Alan Sepinwall of HitFix wrote, "I swear, this show is making me a wreck in these final episodes. It really is." Ken Tucker of Entertainment Weekly wrote, "We've already arrived at Friday Night Lights penultimate episode. Titled “Texas Whatever” and directed by Kyle Chandler, it was a great episode that saw the return of Adrianne Palicki as Tyra, Zach Gilford as Matt, and some big, fundamental changes in life in Dillon, Tex."

Andy Greenwald of Vulture wrote, "In one week we'll find out who wins and who loses, who stays and who goes. But for now, let's be like Tinker: sitting in the grass, savoring the last hopeful moment." Alison Winn Scotch of Paste wrote, "I wish I didn't have to recap this episode. I wish that I could just give it a perfect 10 and let it bask in its perfection. I wish I could just tell you that for 42 minutes, my heart was in my throat, that I didn't wish that anything were done differently, that every nuance, every line, every song was TV at its best."

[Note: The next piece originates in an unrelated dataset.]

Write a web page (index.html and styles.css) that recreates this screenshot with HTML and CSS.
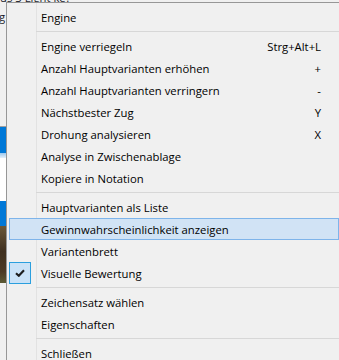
FILE: index.html
```html
<!DOCTYPE html>
<html lang="de">

<head>
    <meta charset="UTF-8">
    <meta name="viewport" content="width=device-width, initial-scale=1.0">
    <title>Engine Kontextmenü</title>
    <link rel="stylesheet" href="styles.css">
</head>

<body>
    <!-- window behind the popup, only its left edge shows -->
    <div class="backdrop">
        <div class="panel">
            <div class="caption">us 3 Lignt ke?</div>
            <div class="cut">g</div>
        </div>
        <div class="rule"></div>
        <div class="band blue"></div>
        <div class="band fade"></div>
        <div class="band white"></div>
        <div class="band blue-low"></div>
        <div class="band photo"></div>
        <div class="band grass"></div>
    </div>

    <ul class="menu">
        <li class="item"><span class="icon"></span><span class="label">Engine</span></li>
        <li class="sep"></li>
        <li class="item"><span class="icon"></span><span class="label">Engine verriegeln</span><span class="key">Strg+Alt+L</span></li>
        <li class="item"><span class="icon"></span><span class="label">Anzahl Hauptvarianten erhöhen</span><span class="key">+</span></li>
        <li class="item"><span class="icon"></span><span class="label">Anzahl Hauptvarianten verringern</span><span class="key">-</span></li>
        <li class="item"><span class="icon"></span><span class="label">Nächstbester Zug</span><span class="key">Y</span></li>
        <li class="item"><span class="icon"></span><span class="label">Drohung analysieren</span><span class="key">X</span></li>
        <li class="item"><span class="icon"></span><span class="label">Analyse in Zwischenablage</span></li>
        <li class="item"><span class="icon"></span><span class="label">Kopiere in Notation</span></li>
        <li class="sep"></li>
        <li class="item"><span class="icon"></span><span class="label">Hauptvarianten als Liste</span></li>
        <li class="item hot"><span class="icon"></span><span class="label">Gewinnwahrscheinlichkeit anzeigen</span></li>
        <li class="item"><span class="icon"></span><span class="label">Variantenbrett</span></li>
        <li class="item checked">
            <span class="icon">
                <svg width="10" height="8" viewBox="0 0 10 8">
                    <path d="M1 4.2 L3.8 6.8 L9 1.2" fill="none" stroke="#1e1e1e" stroke-width="2.1" />
                </svg>
            </span>
            <span class="label">Visuelle Bewertung</span>
        </li>
        <li class="sep"></li>
        <li class="item"><span class="icon"></span><span class="label">Zeichensatz wählen</span></li>
        <li class="item"><span class="icon"></span><span class="label">Eigenschaften</span></li>
        <li class="sep"></li>
        <li class="item"><span class="icon"></span><span class="label">Schließen</span></li>
    </ul>
</body>

</html>
```

FILE: styles.css
```css
/* win10 style popup menu over an app window */

body {
    margin: 0;
    height: 360px;
    overflow: hidden;
    position: relative;
    font-family: "Open Sans", "Noto Sans", sans-serif;
    font-size: 11.3px;
    color: #000;
    background: #f0f0f0;
}

/* background window */

.backdrop {
    display: flex;
    flex-direction: column;
}

.panel {
    height: 126px;
    background: #f0f0f0;
    color: #1b1d2c;
    overflow: hidden;
}

.caption {
    margin-top: -8px;
    line-height: 12px;
    white-space: nowrap;
}

.cut {
    margin-top: 7px;
    margin-left: -1px;
    line-height: 12px;
}

.rule {
    height: 1px;
    background: #a0a0a0;
}

.band.blue {
    height: 26px;
    background: #0078d7;
}

.band.fade {
    height: 5px;
    background: linear-gradient(#9cc8ee, #e4f0fa);
}

.band.white {
    height: 43px;
    background: #fff;
}

.band.blue-low {
    height: 25px;
    background: #0078d7;
}

.band.photo {
    height: 57px;
    background: linear-gradient(#6a5738, #40301f 45%, #4b3a25 80%, #5b5a35);
}

.band.grass {
    flex: 1;
    height: 80px;
    background: linear-gradient(#5d7b36, #7f9a4c 50%, #a6ba77);
}

/* the menu */

.menu {
    position: absolute;
    top: 2px;
    left: 6px;
    width: 336px;
    box-sizing: border-box;
    margin: 0;
    padding: 3px 2px;
    list-style: none;
    border: 1px solid #979797;
    background: linear-gradient(90deg, transparent 29px, #e2e2e2 29px, #e2e2e2 30px, transparent 30px), #f0f0f0;
}

.item {
    display: flex;
    align-items: center;
    height: 22px;
    padding-right: 18px;
    white-space: nowrap;
}

.icon {
    flex: none;
    display: flex;
    align-items: center;
    justify-content: center;
    width: 22px;
    height: 22px;
    margin-right: 10px;
    box-sizing: border-box;
}

.label {
    flex: 1;
}

.key {
    text-align: right;
}

.item.hot {
    background: #d1e3f5;
    box-shadow: inset 0 0 0 1px #7eb4ea;
}

.item.checked .icon {
    background: #cae2f7;
    border: 1px solid #2b9fde;
}

.sep {
    height: 0;
    margin: 3px 0 3px 27px;
    border-top: 1px solid #d7d7d7;
}
```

Jen Chaney of The Washington Post wrote, "I'm not going to focus our penultimate Friday Night Lights experience on analyzing the logic behind certain narrative developments. At least not entirely. The finale is almost here, and that means it's time to start getting teary and sentimental." Leigh Raines of TV Fanatic gave the episode a perfect 5 star out of 5 rating and wrote, "Double the Riglets, double the fun? Not in Mindy's eyes! The discovery that she's having twins was just one of many difficult revelations in "Texas Whatever," the penultimate episode of Friday Night Lights." Television Without Pity gave the episode an "A+" grade.